I'm confused, are you saying you still haven't passed Step 2CK yet? I mean I get not taking it by the time applications go live, but you should have taken it by now. That being said, it wasn't CK, I assure you. Programs don't avoid interviewing a candidate because they hadn't taken Step 2 yet. It was 100% your SLOEs. There's major red flags in there if you got zero interviews. That tells me you need to scrap all of them and start over and get all new SLOEs if you want a chance to match EM this year. The only way it wasn't the SLOEs is if there is another huge red flag you aren't mentioning (which you said there isn't). People who get one or sometimes two low 1/3 SLOEs still often get at least some interviews and still can match. So the fact that you got none tells me there is some really damning statements in last years SLOEs and possibly a DNR SLOE or two.
Before anything else, you need to get insight into what is going wrong. How did you get decent board scores and academic awards in M1-2, then get all mediocre grades in M3 and presumably terrible SLOEs. Whatever is going wrong with your clinical performance isn't a knowledge issue. You have to figure this out, first and foremost, and fix it. You need someone you've rotated with who maybe graded you poorly to give you as much brutally honest insight as possible. Is it a confidence thing? A personality thing? Inappropriate behavior? Too overbearing? Poor organization? You need to figure this part out, ASAP. The fact that you applied last year implies you did EM rotations last year, and those places chose not to interview you. To me, that would be a great place to start by asking for feedback about what it was that made you undesirable as an applicant.
Once you know what to work on, if you want to reapply EM, you'll need 2-3 new SLOEs. Since USUALLY people get interviews where they rotate, I'd make sure these are at some less competitive places. That way, they are going to give you your best shot at making an impression and matching.

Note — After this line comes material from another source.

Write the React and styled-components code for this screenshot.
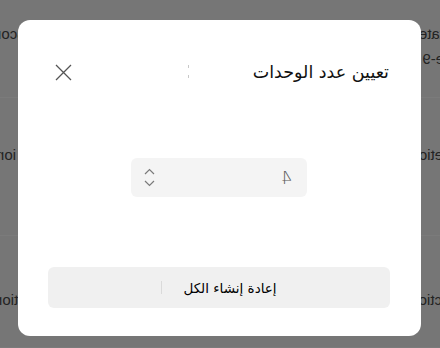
import React from "react";
import styled, { createGlobalStyle } from "styled-components";

const Global = createGlobalStyle`
  html, body { margin: 0; padding: 0; }
  body { font-family: "DejaVu Sans", "Noto Sans", sans-serif; overflow: hidden; }
`;

const Page = styled.div`
  position: relative;
  width: 440px;
  height: 348px;
  overflow: hidden;
  background: #767676;
`;

const Backdrop = styled.div`
  display: flex;
  flex-direction: column;
  transform: scaleX(-1);
  width: 440px;
  height: 348px;
  font-family: "Liberation Sans", Arial, sans-serif;
  font-size: 15px;
  color: #232323;
`;

const BgRow = styled.div`
  height: ${(p) => p.$h}px;
  border-bottom: 1px solid #7b7b7b;
  display: flex;
  justify-content: space-between;
  align-items: flex-start;
  padding-top: ${(p) => p.$pt || 0}px;
  box-sizing: border-box;
`;

const BgCell = styled.div`
  display: flex;
  flex-direction: column;
  gap: 8px;
  margin: ${(p) => p.$m || "0"};
  white-space: nowrap;
`;

const Dialog = styled.div`
  position: absolute;
  left: 18px;
  top: 20px;
  width: 403px;
  height: 316px;
  background: #ffffff;
  border-radius: 12px;
  box-sizing: border-box;
  padding: 36px 31px 28px 30px;
  display: flex;
  flex-direction: column;
  direction: rtl;
`;

const Header = styled.div`
  height: 32px;
  display: flex;
  align-items: center;
  justify-content: space-between;
  padding-right: 1px;
`;

const Title = styled.h2`
  margin: 0;
  font-family: "DejaVu Sans", sans-serif;
  font-weight: normal;
  font-size: 17.5px;
  color: #111;
  display: flex;
  align-items: center;
  gap: 64px;
`;

const Caret = styled.span`
  width: 1px;
  height: 14px;
  background: repeating-linear-gradient(#c8c8c8 0 3px, transparent 3px 10px);
`;

const Close = styled.button`
  border: 0;
  background: none;
  padding: 0;
  margin-left: 6px;
  width: 18px;
  height: 18px;
  display: flex;
  align-items: center;
  justify-content: center;
  cursor: pointer;
`;

const Body = styled.div`
  flex: 1;
  display: flex;
  align-items: center;
  justify-content: center;
`;

const NumberBox = styled.div`
  width: 176px;
  height: 39px;
  background: #f4f4f4;
  border-radius: 6px;
  display: flex;
  align-items: center;
  justify-content: space-between;
  padding: 0 15px 0 13px;
  box-sizing: border-box;
  direction: rtl;
`;

const Value = styled.span`
  font-family: "DejaVu Sans", sans-serif;
  font-size: 17px;
  font-weight: 300;
  color: #5a5a5a;
  transform: scaleX(-1);
  display: inline-block;
`;

const Spinner = styled.div`
  display: flex;
  flex-direction: column;
  gap: 5px;
`;

const Action = styled.button`
  height: 41px;
  border: 0;
  border-radius: 6px;
  background: #f0f0f0;
  display: flex;
  align-items: center;
  justify-content: center;
  gap: 21px;
  direction: rtl;
  font-family: "DejaVu Sans", sans-serif;
  font-size: 13.5px;
  font-weight: 500;
  color: #000;
  cursor: pointer;
`;

const IconStub = styled.span`
  width: 1px;
  height: 13px;
  background: #dadada;
`;

const Chevron = ({ up }) => (
  <svg width="11" height="7" viewBox="0 0 11 7">
    <path
      d={up ? "M1 6 L5.5 1.5 L10 6" : "M1 1 L5.5 5.5 L10 1"}
      fill="none"
      stroke="#7a7a7a"
      strokeWidth="1.2"
    />
  </svg>
);

export default function App() {
  return (
    <>
      <Global />
      <Page>
        <Backdrop>
          <BgRow $h={98} $pt={25}>
            <BgCell $m="0 0 0 -4px">
              <span>tate</span>
              <span>e-9</span>
            </BgCell>
            <BgCell $m="0 -12px 0 0">
              <span>Score</span>
            </BgCell>
          </BgRow>
          <BgRow $h={138} $pt={48}>
            <BgCell $m="0 0 0 -3px">
              <span>etio</span>
            </BgCell>
            <BgCell $m="0 -4px 0 0">
              <span>ion</span>
            </BgCell>
          </BgRow>
          <BgRow $h={112} $pt={55}>
            <BgCell $m="0 0 0 -2px">
              <span>ctio</span>
            </BgCell>
            <BgCell $m="0 -6px 0 0">
              <span>ction</span>
            </BgCell>
          </BgRow>
        </Backdrop>
        <Dialog role="dialog">
          <Header>
            <Title>
              <span>تعيين عدد الوحدات</span>
              <Caret />
            </Title>
            <Close aria-label="close">
              <svg width="17" height="17" viewBox="0 0 17 17">
                <path d="M1 1 L16 16 M16 1 L1 16" stroke="#555" strokeWidth="1.3" fill="none" />
              </svg>
            </Close>
          </Header>
          <Body>
            <NumberBox>
              <Value>4</Value>
              <Spinner>
                <Chevron up />
                <Chevron />
              </Spinner>
            </NumberBox>
          </Body>
          <Action>
            <span>إعادة إنشاء الكل</span>
            <IconStub />
          </Action>
        </Dialog>
      </Page>
    </>
  );
}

As for a backup, yes you should have one. You never want to risk not matching a second year. This isn't a case where you got 15 interviews and didn't match. You had zero interviews. Your chances of matching EM typically go down as a re-applicant, and you were at 0% chance last year since you didn't have interviews. You absolutely need a backup plan.
All of this doesn't mean you can't match in EM. You actually could because I presume you had disasterous SLOEs in an otherwise good application. You have the opportunity to basically start completely over again and re-do a few AI rotations and get all new SLOEs. So the opportunity is there, its more learning from what went wrong by getting brutally honest feedback and insight, and trying to fix it. Because you have more than enough time to do 2-3 EM rotations, you should also have enough time to do 1-2 FP or IM rotations for a backup as well.